Dish Network chairman Charlie Ergen blasted AT&T for demanding unreasonable terms from the pay-TV distributor for HBO, saying the telco is insisting Dish pay for a minimum number of subscribers to the premium cabler whether or not that number of Dish customers actually take HBO.
HBO on Oct. 31 removed its HBO and Cinemax channels from Dish and Sling TV lineups, the first time the premium cabler has ever gone dark in its 46-year history.
Ergen said AT&T is using HBO as an “economic weapon” to try to extract more money from Dish.
“This is purely an anti-competitive play that we tried to warn about” during the Justice Department’s antitrust case seeking to block the AT&T-Time Warner merger, said Ergen, speaking on Dish’s third-quarter 2018 earnings call Wednesday. “We can’t sign a deal [under which] we would actually pay for [AT&T’s] customers — and that’s what it would be.”
According to Ergen, Dish would be effectively subsidizing AT&T wireless subscribers who are offered HBO free for life. HBO also sells its service direct to consumers through HBO Now.
AT&T didn’t consent to arbitration for disputes over HBO carriage in its concessions on the Time Warner deal (as it did with respect to Turner’s networks). “Obviously you can see why, because they can use [HBO] as a weapon against Dish,” Ergen said.
In response to Ergen’s comments, HBO issued a statement from CEO Richard Plepler, who called them “a silly but transparent attempt on Dish’s behalf to muddy the waters for reasons only they can explain.”
“The terms of our proposal were advantageous to Dish compared to their current deal,” Plepler said in the statement. “We’re actually perplexed by their unwillingness to take this proposal as an opportunity rather than perpetuating a conflict which only hurts consumers. The notion that AT&T had anything to do with our inability to reach a reasonable deal with Dish is simply not true.”
For the third quarter of 2018, Dish posted its biggest net subscriber loss to date. It shed 367,000 satellite TV customers while gaining only 26,000 Sling TV internet-streaming subs. Dish president and CEO Erik Carlson, on the call with analysts, said roughly half the Dish TV subscriber loss was related to the loss of Univision programming, which was pulled from the lineup on June 30.
Ergen acknowledged that the loss of HBO will cause Dish and Sling TV to lose customers in Q4, while with Univision, Dish is looking at doubling down on distributing free antennas and otherwise enabling customers’ access to its content through other means.

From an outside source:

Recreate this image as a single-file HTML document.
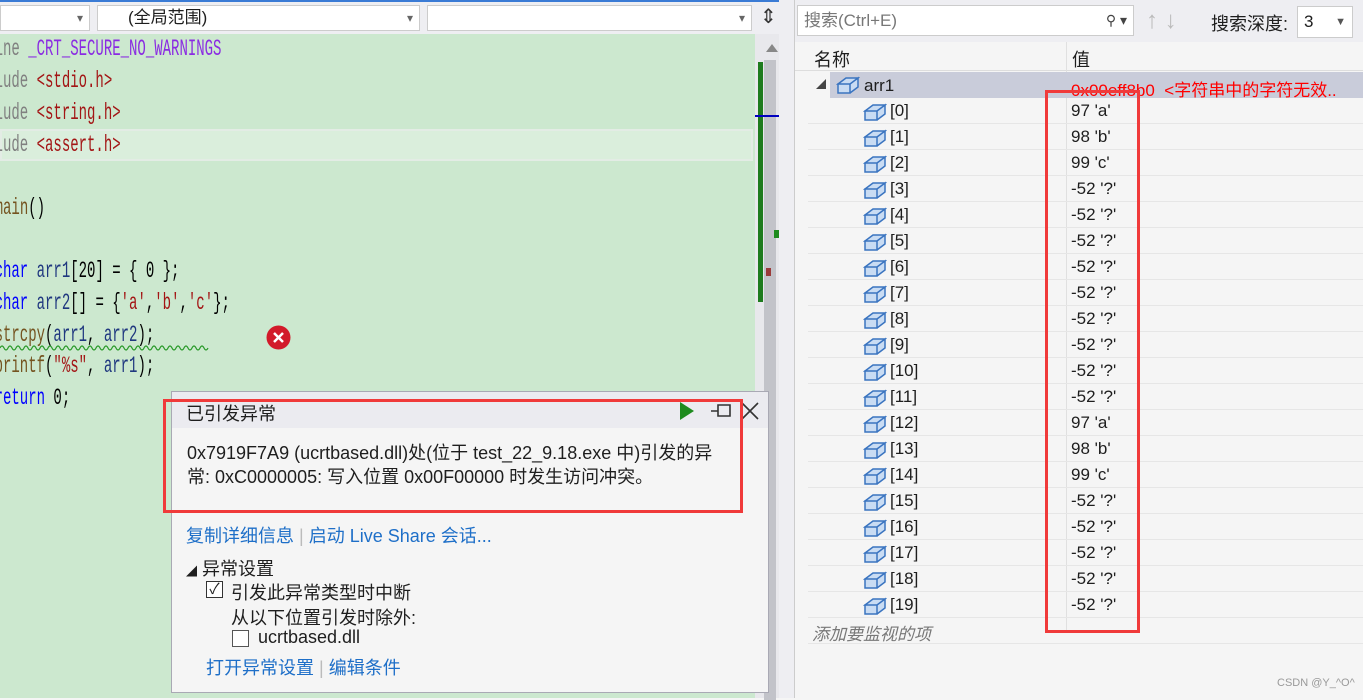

“We need to fight for our customers. Our customers are saying they don’t see the value in linear television,” Ergen said in reference to the Univision stalled talks. With many Dish customers having access now to Univision through over-the-air antennas or through Dish competitors, “we would actually face backlash if we put Univision back up again,” according to Ergen.
“We believe we can increase our market share in Latino next year, by giving them Univision [through] an off-air antenna without having to pay for it,” Ergen said. “We prefer our customers pay for Univision but to the extent [Univision doesn’t] want to do a deal with us, we know in our urban areas that’s a very attractive offer.”
Dish’s Sling TV net addition of 26,000 subs was very light, compared with its gain of 239,000 internet-TV users in the year-earlier period. Ergen said there’s more competition in the over-the-top space, citing DirecTV Now, YouTube TV, and Hulu With Live TV. “It’s probably more that the category is growing and the competition is tougher,” he said.
Most virtual pay-TV providers “probably aren’t making money,” Ergen said, adding, “We think we can be a long-term player there.” Asked if Sling TV is profitable today, Ergen responded that it “depends on how you look at it. Under Charlie Ergen’s definition, I’d like to be making a little bit more money than we are today.”
Sling TV will add Discovery’s linear networks to the bundle later in the fourth quarter, while maintaining the same price points for the OTT bundle, according to Carlson.
Overall for Q3, Dish revenue fell 5%, to $3.40 billion, while it boosted net income by 44% to $430.5 million (82 cents per share) — beating Wall Street expectations on both fronts. Contributing to Dish’s higher operating profit for Q3 was a change in revenue recognition for subscriber acquisition costs; Dish now capitalizes payments made under certain sales incentive programs that were previously expensed as “subscriber acquisition costs,” which resulted in a $41 million positive impact on operating costs.
Dish execs also discussed the company’s plans to deploy a 5G-capable network geared around narrowband internet-of-things applications, with the first phase scheduled to be completed by March 2020. Dish has picked Ericsson as its first tech vendor for the buildout.
The wireless IoT network will appeal to companies in a variety of industries, Ergen maintained, including health care and car companies like Uber. “If you want to do virtual reality, and you want a headset that’s wireless, you’re going to like what we’re going to do,” Ergen said.
In his introductory remarks on the call, Carlson paid tribute to former Dish CEO Joe Clayton, who died on Nov. 3. “He was a giant in the industry, and left an indelible mark on our company,” Carlson said.